I felt that too. At one point, she asks him how the production of his play is going and he says something like, “We’re not gonna do it. That guy is a dick.” That’s obviously a huge disappointment but he can’t acknowledge that. He also calls his parents buffoons – he’s clearly an unhappy guy.
I’m glad to hear I’m not alone. I feel creepy about feeling sympathetic. He’s a really unattractive character. If I had a daughter, I’d want him nowhere near her, but as a mom of boys I just have to feel badly for him because I’m so well aquainted with the sort of suburban a$$holery that produced him and his aimlessness. That weird blend of cockiness, helplessness, conceit and low self-esteem is fostered by parents needing the kid to be their narcissistic supply. These kids feel simultaneously better than everyone and never quite good enough. It’s insufferable and also sad.
@Just1X
“all my life people told me to be nice – they lied to me”
I don’t think these people lied to you. That’s the way it use to work. It’s been maybe in the past 10 or 15 years that everything has been turned upside down, so many people over 35 are clueless and younger people are mystified.

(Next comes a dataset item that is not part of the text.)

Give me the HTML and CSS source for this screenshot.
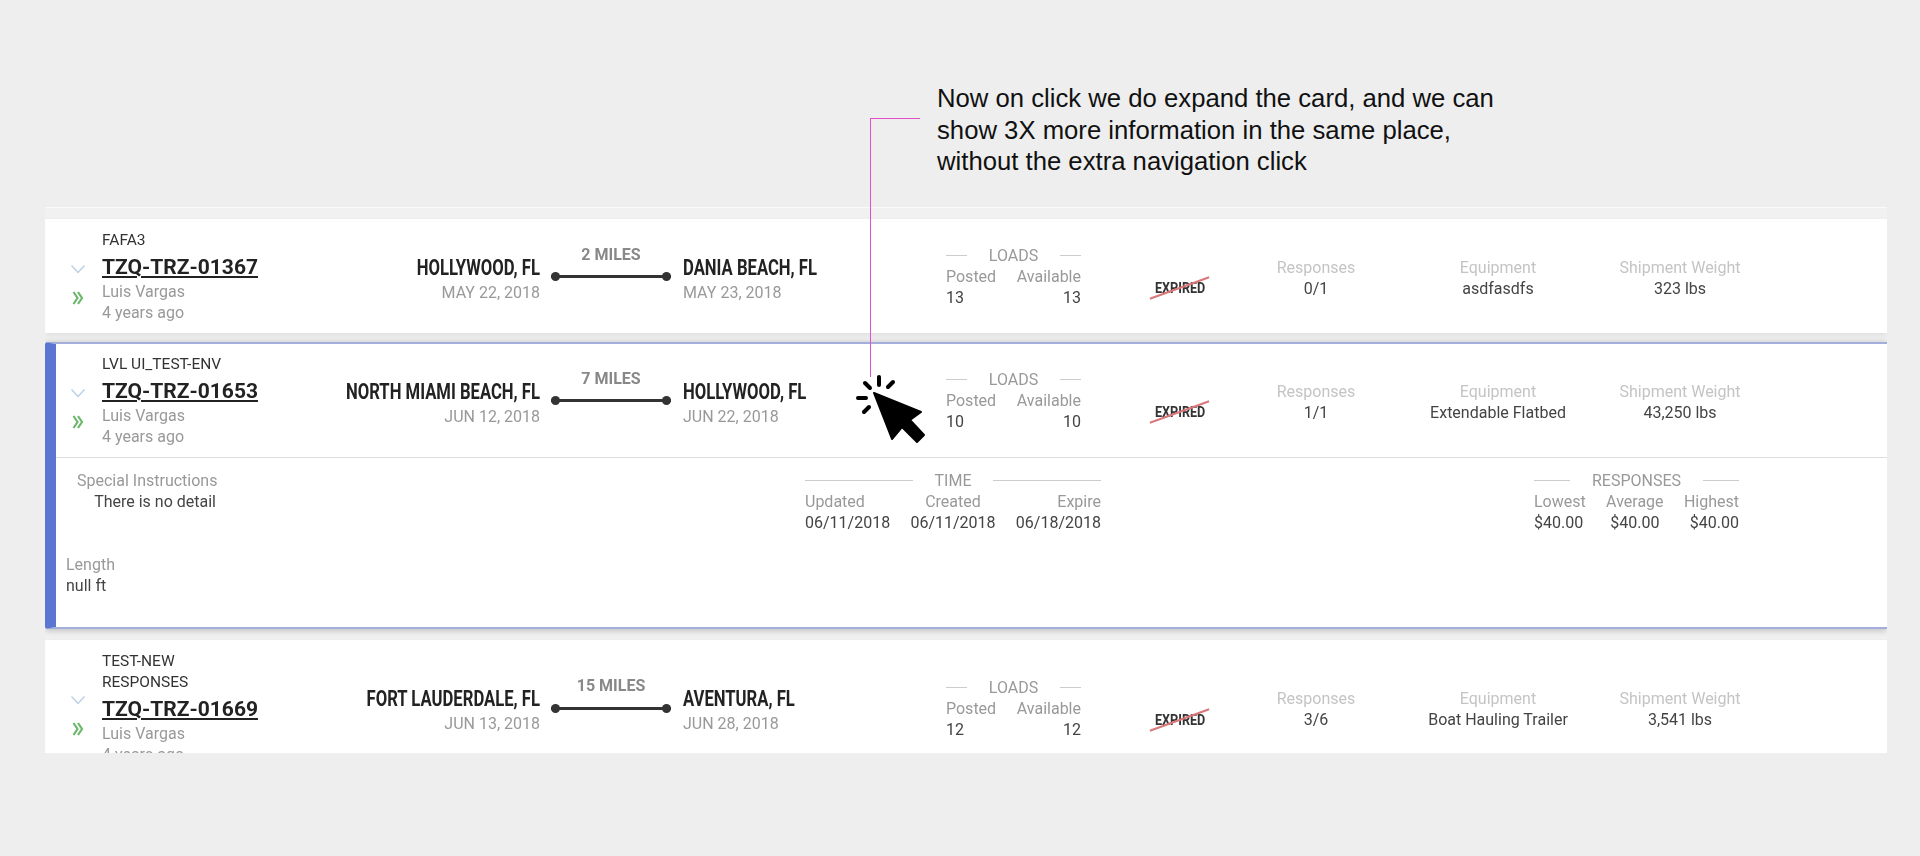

Zach, female attraction is on a spectrum. Your display would have been too much for me. My husband would have likely used a funny remark to defuse that situation, or somehow made the other person look belligerent. He’s a pro with his wit, and beyond that neither of us likes to associate with crappy people. We would have given that person the cold shoulder and left. He would have never gotten physical first, that much I know 100%, and I respect him greatly for it.
Cooper, you’re more likely to run into that kind of behavior in the big cities. In other parts of the country, that sort of thing still exists to an extent, but it’s more subdued. The good guy would get the girlfriend, but she might lose attraction for him months or years down the road. It certainly would not be immediately upon his bringing up the word “relationship.”